Two months after the dust of the Umbrella Revolution settled, the Hong Kong government tabled its annual budget with measures to tackle the negative impact and sentiment brought by the event. For the coming year, the city’s administration projects its nominal gross domestic product (GDP) to grow at 2.5% to 4.5% (real GDP at of 1% to 3%), with 3% to 3.5% inflation.
HK Financial Secretary John Tsang expects government revenue to reach US$61.5bn on the back of US$56.8bn in expenditure. An estimated surplus of US$4.7bn would mark the twelfth consecutive balanced budget for the cash-rich city and bring its fiscal reserves to a staggering US$110.3bn by the end of the next financial year (sufficient to accommodate 23 months of government expenditure).
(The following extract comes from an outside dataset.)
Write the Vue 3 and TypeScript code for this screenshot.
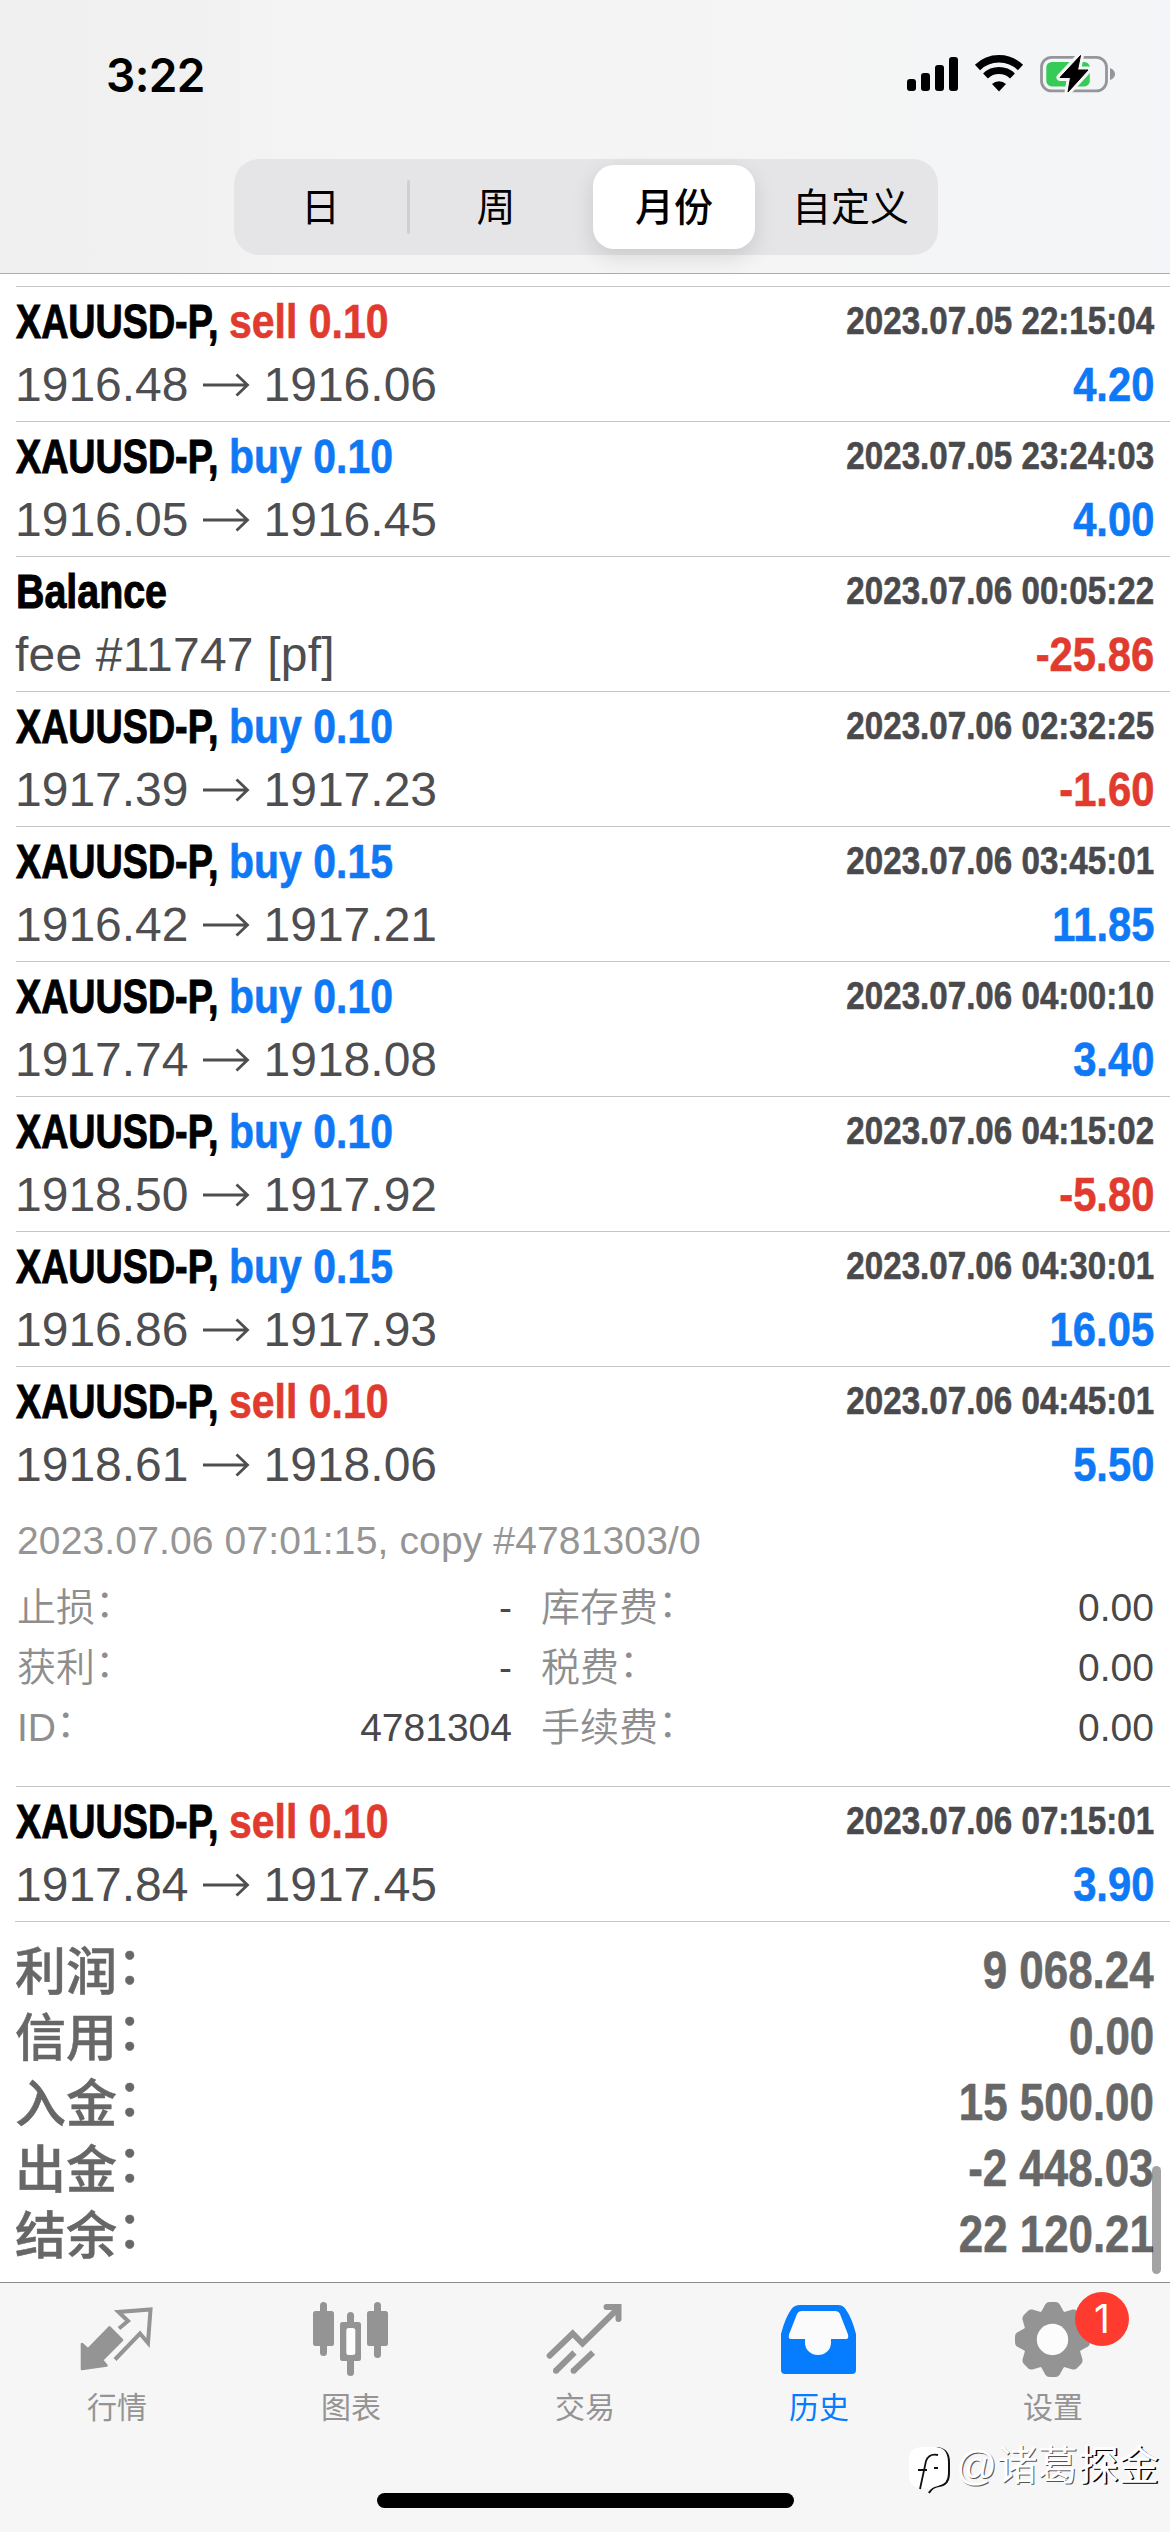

During the budget presentation on 25 February, Mr. Tsang announced a series of relief measures worth US$4.4bn to deal with the aftermath of the Umbrella Revolution, the protests spearheaded by the Occupy Central Movement and the biggest civil movement in the city for decades. This includes license fees waivers of six to 12 months for the tourism, hotel, food and beverage, and transport industries affected by the three-month-long protest.
On top of that, the HK government will spend US$13.7m in global promotional and publicity works to restore the city’s reputation as an international financial centre and prime tourist destination. An additional US$193.2m will be pumped into the SME Export Marketing and Development Funds, with maximum funding for every individual project to be increased by 250% to US$640,000.
Many observers see the huge public support displayed during the Movement as a result of uneven wealth distribution and lack of affordable housing that is happening in the city. The government is addressing these issues in the budget. The salaries tax will be reduced to 75% with a ceiling of US$3,500 for financial year 2014-15 and some 1.8 million taxpayers are expected to benefit from it. Besides the tax cuts, allowances for childcare will be lifted to US$12,880 (from US$9,020) to lessen household burden.
Additionally, a proposed two extra months of social welfare payments and a one-month waiver in public housing rental would help the poorest and most underprivileged in the city. To ease housing demand, the government has outlined a land sale programme in 29 residential locations that would allow private developers to build 16,000 new homes.
Hong Kong is facing a rapidly-aging population thanks to one of the highest life expectancies in the world (81 years for men and 87 years for women). In the budget, US$6.3bn (increased by 50% in the last five years) will be allocated to the Hospital Authority to cover the operating expenditure of public hospital. Also, existing hospitals will be expanded or redeveloped to add another 2,800 hospital beds to the city’s healthcare system with a funding of US$10.4bn.
We can also find measures to enhance Hong Kong’s competitiveness as a global financial hub in the budget. After the successful launch of the Shanghai-Hong Kong Stock Connect last November, the city is looking at a linkage with China’s second largest stock exchange, the Shenzhen Stock Exchange. The linkage of the three exchanges would form the biggest stock market in the world outside of the US.
Besides that, Mr. Tsang recommended amendments to the Inland Revenue Ordinance to provide tax concessions for treasury activities and make the city a preferred jurisdiction for regional corporate treasury centres. The administration is committed to work with Mainland authorities to loosen the quota for the RMB Qualified Foreign Institutional Investors (RQFII) Scheme in a bid to strengthen the city’s position as the global offshore renminbi centre.
We can see from the budget that the Hong Kong government has allocated a substantial amount of resources in increasing social equality in order to create a more inclusive society. In return, this will provide a stable business environment for sustainable economic development. Social stability is utterly important for Hong Kong as a global city and international business centre, and there is no one clearer on that than the Financial Secretary.